__Aim of the task__
Gather, from the data below, each line in which the word "styles" occurs.

__Given material__
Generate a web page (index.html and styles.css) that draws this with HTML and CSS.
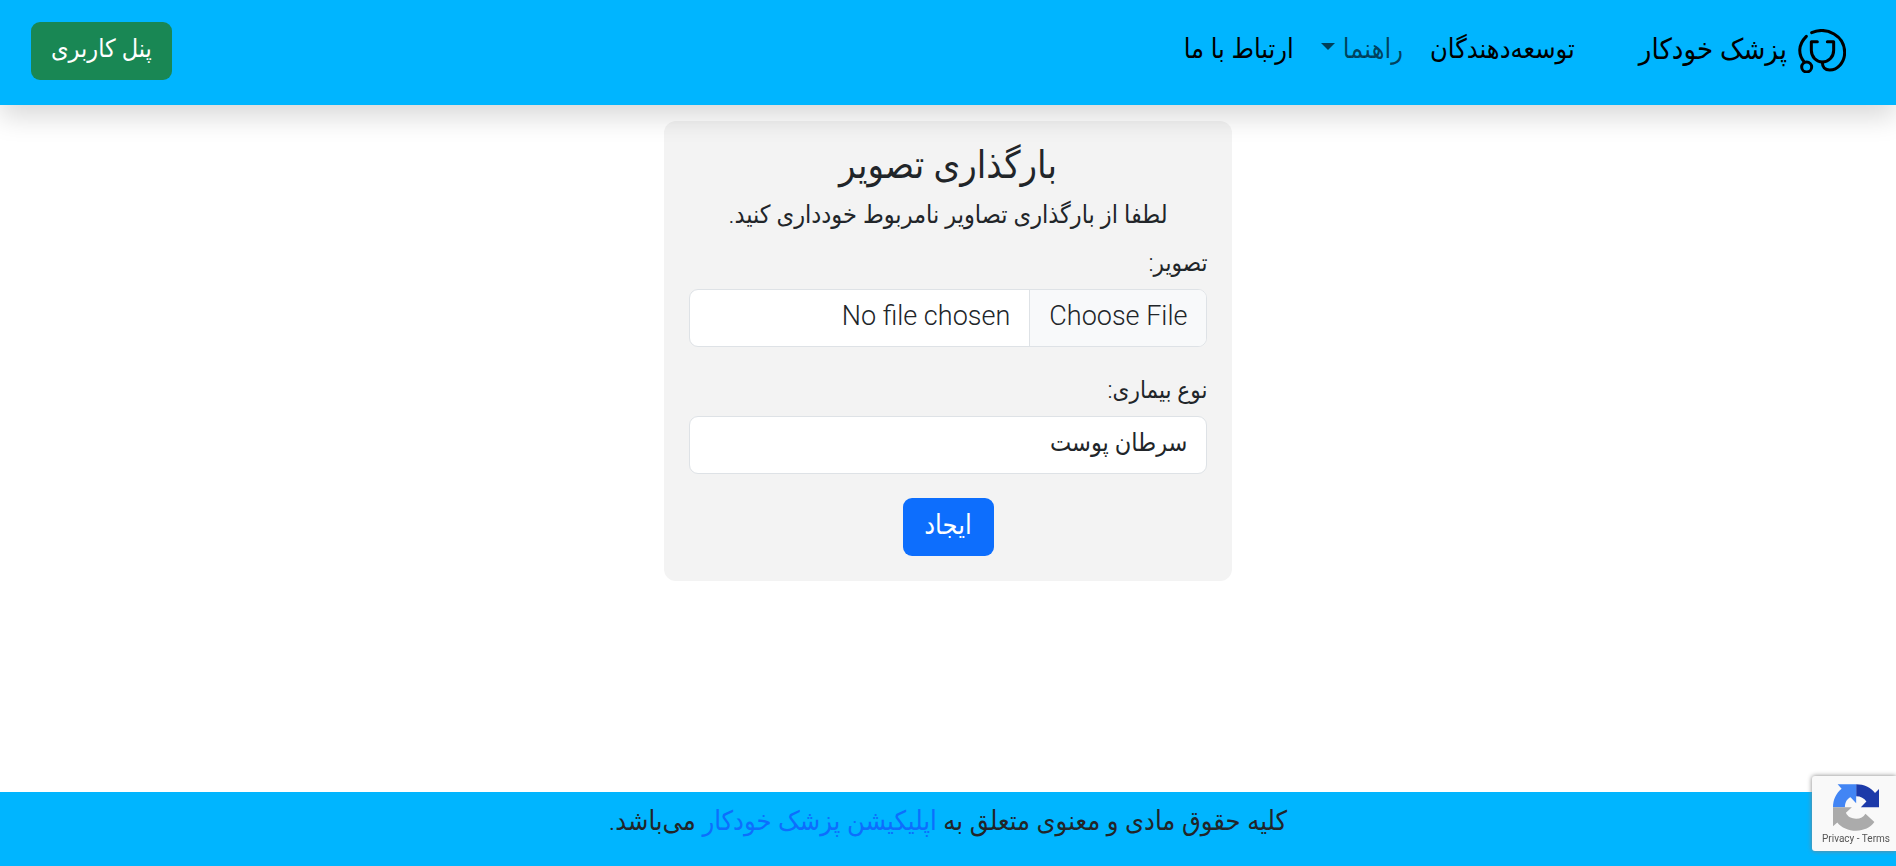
FILE: index.html
```html
<!DOCTYPE html>
<html lang="fa" dir="rtl">
<head>
<meta charset="utf-8">
<meta name="viewport" content="width=device-width, initial-scale=1">
<title>پزشک خودکار</title>
<link rel="stylesheet" href="styles.css">
</head>
<body>
<header class="navbar">
  <a class="brand" href="#">
    <svg class="brand-logo" viewBox="0 0 144 132" fill="none" stroke="#000" stroke-width="9" stroke-linecap="round" aria-hidden="true">
      <path d="M41 11C88-9 140 22 140 70C140 100 119 123 95 123C81 123 73 114 73 100"/>
      <path d="M25 22C-1 48 1 77 18 98"/>
      <circle cx="26" cy="114" r="15"/>
      <path d="M58 38H40V64C40 85 56 99 73 99C91 99 107 85 107 64V38H88" stroke-linejoin="round"/>
    </svg>
    <span class="brand-name">پزشک خودکار</span>
  </a>
  <nav class="nav">
    <a class="nav-link" href="#">توسعه‌دهندگان</a>
    <button class="nav-link nav-toggle" type="button">راهنما</button>
    <a class="nav-link" href="#">ارتباط با ما</a>
  </nav>
  <a class="btn btn-success" href="#">پنل کاربری</a>
</header>
<main class="content">
  <form class="card">
    <h1 class="card-title">بارگذاری تصویر</h1>
    <p class="card-note">لطفا از بارگذاری تصاویر نامربوط خودداری کنید.</p>
    <label class="label" for="image">تصویر:</label>
    <input class="control control-file" id="image" type="file">
    <label class="label" for="disease">نوع بیماری:</label>
    <select class="control" id="disease"><option>سرطان پوست</option></select>
    <button class="btn btn-primary" type="button">ایجاد</button>
  </form>
</main>
<footer class="footer">
  <p class="footer-text">کلیه حقوق مادی و معنوی متعلق به <a class="footer-link" href="#">اپلیکیشن پزشک خودکار</a> می‌باشد.</p>
</footer>
<aside class="captcha" dir="ltr">
  <svg class="captcha-logo" viewBox="0 0 139 140" aria-hidden="true">
    <path fill="#1c3aa9" d="M70 0C94 0 114 10 127 26L139 14V69H84L101 52C94 42 84 36 70 36Z"/>
    <path fill="#4285f4" d="M70 0H14L26 13C9 27 0 46 0 69H36C36 54 43 43 53 39L70 57Z"/>
    <path fill="#ababab" d="M0 69V127L13 115C26 131 46 140 70 140C93 140 113 131 125 114L98 89C92 99 83 104 70 104C56 104 44 98 39 86L57 69Z"/>
  </svg>
  <div class="captcha-links"><a href="#">Privacy</a> - <a href="#">Terms</a></div>
</aside>
</body>
</html>
```
FILE: styles.css
```css
* { box-sizing: border-box; }

body {
  margin: 0;
  min-height: 100vh;
  display: flex;
  flex-direction: column;
  background: #fff;
  color: #212529;
  font-family: Roboto, "DejaVu Sans Condensed", "DejaVu Sans", sans-serif;
  font-size: 25px;
  font-weight: 300;
  line-height: 38px;
}

a { color: inherit; text-decoration: none; }

.navbar {
  position: relative;
  z-index: 1;
  display: flex;
  align-items: center;
  padding: 22px 50px 25px 31px;
  background: #00b5ff;
  box-shadow: 0 12px 25px rgba(0, 0, 0, .15);
}

.brand {
  display: flex;
  align-items: center;
  gap: 11px;
  color: #000;
}
.brand-logo { width: 48px; height: 44px; }
.brand-name {
  padding-bottom: 4px;
  font-size: 29px;
}

.nav {
  display: flex;
  flex: 1;
  gap: 27px;
  margin-inline-start: 64px;
  padding-bottom: 4px;
  font-size: 27px;
}
.nav-link {
  padding: 0;
  border: 0;
  background: none;
  color: #000;
  font: inherit;
}
.nav-toggle {
  display: flex;
  gap: 8px;
  color: rgba(0, 0, 0, .65);
}
.nav-toggle::after {
  content: "";
  align-self: flex-start;
  margin-top: 13px;
  border: 7px solid transparent;
  border-top-color: currentColor;
  border-bottom: 0;
}

.btn {
  padding: 8px 20px 12px;
  border: 0;
  border-radius: 9px;
  color: #fff;
  font: inherit;
}
.btn-success { background: #198754; }
.btn-primary {
  align-self: center;
  min-width: 91px;
  background: #0d6efd;
  font-size: 27px;
}

.content {
  flex: 1;
  padding: 16px 0;
}
.card {
  display: flex;
  flex-direction: column;
  width: 30%;
  min-width: 320px;
  margin: 0 auto;
  padding: 25px;
  border-radius: 12px;
  background: #f3f3f3;
}
.card-title {
  margin: 0 0 12px;
  font-size: 38px;
  font-weight: 300;
  line-height: 38px;
  text-align: center;
}
.card-note { margin: 0 0 10px; text-align: center; }
.label {
  margin-bottom: 7px;
  font-size: 24px;
}
.control {
  width: 100%;
  height: 58px;
  margin-bottom: 24px;
  padding: 7px 19px 11px;
  appearance: none;
  border: 1px solid #dee2e6;
  border-radius: 9px;
  background: #fff;
  color: #212529;
  font: inherit;
  overflow: hidden;
}
.control-file { font-size: 27px; }
.control-file::file-selector-button {
  margin: -7px -19px -11px;
  margin-inline-end: 19px;
  padding: 7px 19px 11px;
  border: 0 solid #dee2e6;
  border-inline-end-width: 1px;
  background: #f8f9fa;
  color: inherit;
  font: inherit;
}

.footer {
  padding: 10px 16px 26px;
  background: #00b5ff;
  font-size: 27px;
  text-align: center;
}
.footer-text { margin: 0; }
.footer-link { color: #0d6efd; }

.captcha {
  position: fixed;
  right: 0;
  bottom: 15px;
  z-index: 2;
  display: flex;
  flex-direction: column;
  align-items: center;
  width: 84px;
  padding: 8px 0 4px 4px;
  border-radius: 3px 0 0 3px;
  background: #f9f9f9;
  box-shadow: 0 0 5px gray;
}
.captcha-logo { width: 46px; height: 47px; }
.captcha-links {
  color: #555;
  font: 10px/16px Roboto, sans-serif;
  white-space: nowrap;
}
```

__The response__
Generate a web page (index.html and styles.css) that draws this with HTML and CSS.
<link rel="stylesheet" href="styles.css">
FILE: styles.css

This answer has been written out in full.